Le premier chapitre insiste sur la communion qui existe entre Paul et les Philippiens : ils sont « partenaires dans l’Evangile ». Paul utilise plusieurs mots de la famille de koinonia pour dire que les Philippiens et lui sont en communion spirituelle à la fois avec Dieu par Jésus-Christ et entre eux. Là est là source de leur amour fraternel.
II. Un amour qui abonde
1. Lisez Philippiens 1.1-11 :
Nous construisons le plus souvent nos relations en fonction de nos affinités. Sur quoi repose la l’amour de Paul pour les Philippiens ?
Piste : Lisez 1.5 ; 1.6-7
2. Quelles différences remarquez vous entre l’amour « selon la Bible » et l’amour « selon notre culture actuelle » ? Ces différences peuvent-elles avoir des conséquences dans nos vies de chrétiens ?
Piste : relisez 1 Corinthiens 13.4-7 : notre société voit l’amour comme un sentiment, associé au désir et concernant surtout les émotions. Dans la description de l’amour faite par Paul, qu’est-ce qui relève du sentiment ? De la volonté ?

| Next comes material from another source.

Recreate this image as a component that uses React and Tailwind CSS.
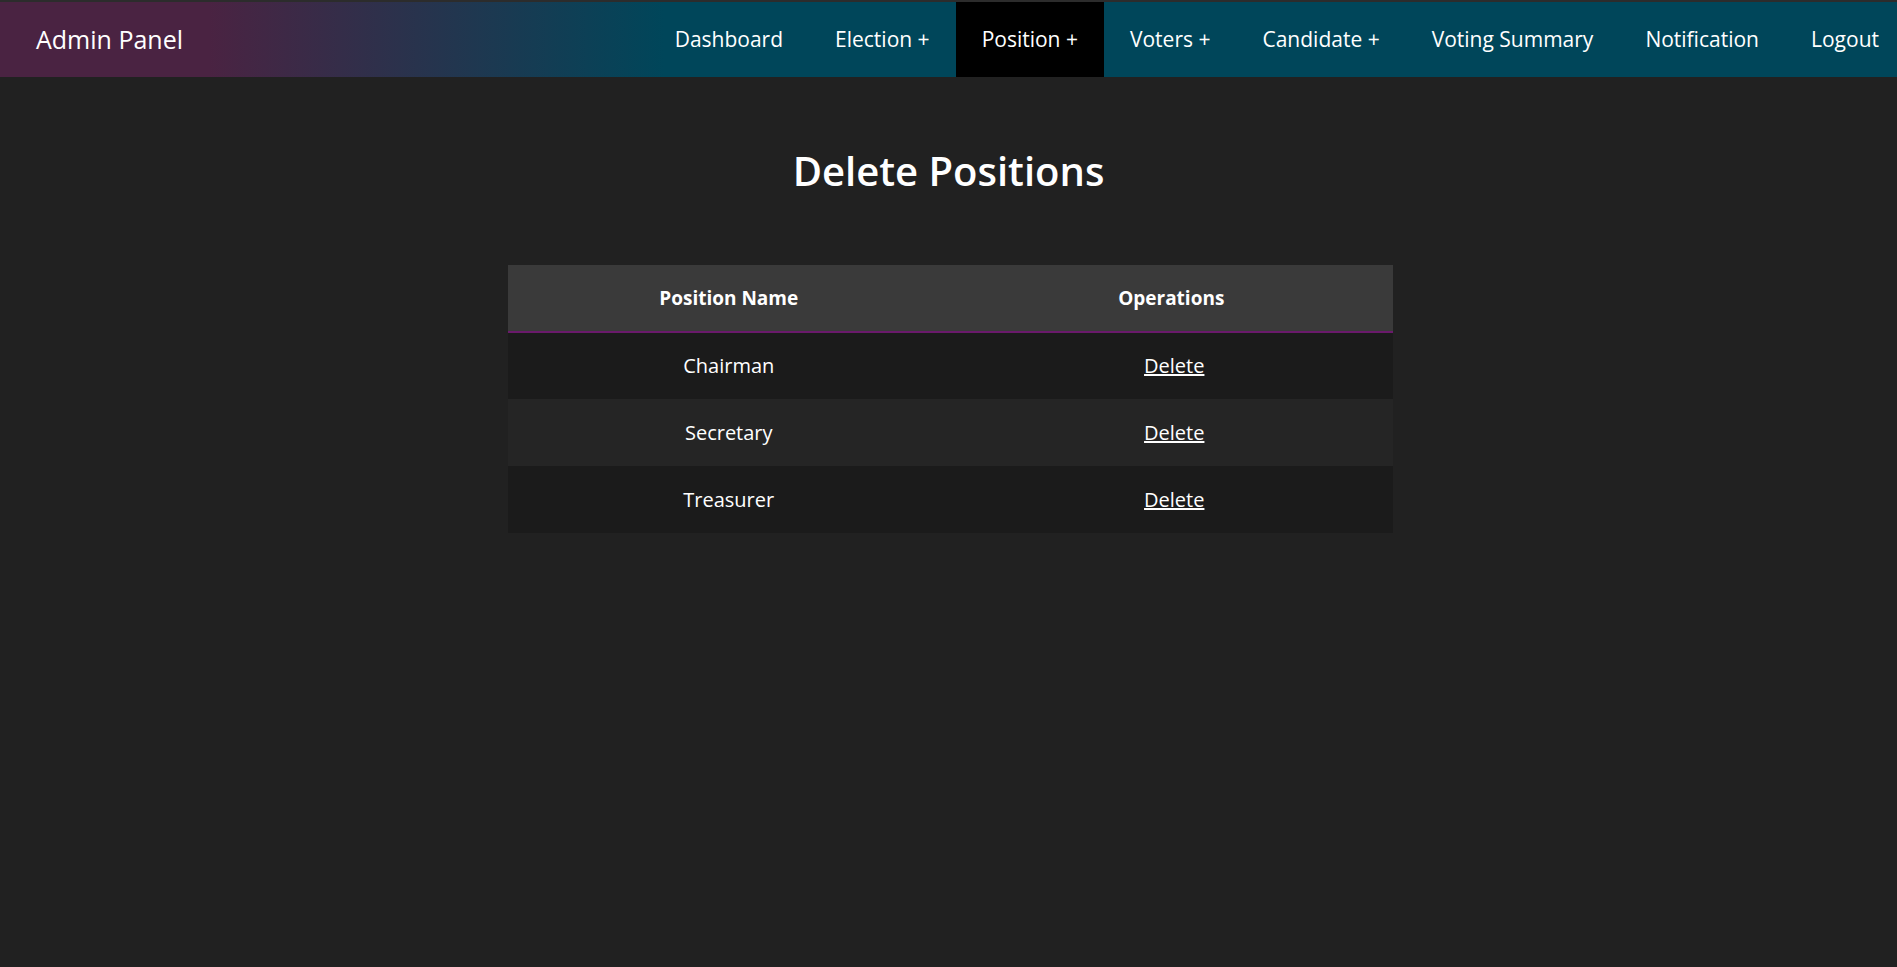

L’amour selon Dieu est tourné vers l’intérêt de l’autre (voir prédication).
3. Comment pouvons nous savoir si nous aimons Dieu ? (Jean 14.21-23 ; 1 Jean 5.3)
4. Comment pouvons nous savoir si nous aimons vraiment les autres ? (1 Corinthiens 13.4-7 ; 1 Jean 3.16-18 ; 1 Jean 4.7-21)
Question personnelle pour la prière :
Est-ce que votre amour pour Dieu et pour les autres « abonde de plus en plus en en connaissance et en vraie sensibilité » ?
Appliquez pour vous cette prière de Paul, et priez aussi pour les autres du groupe.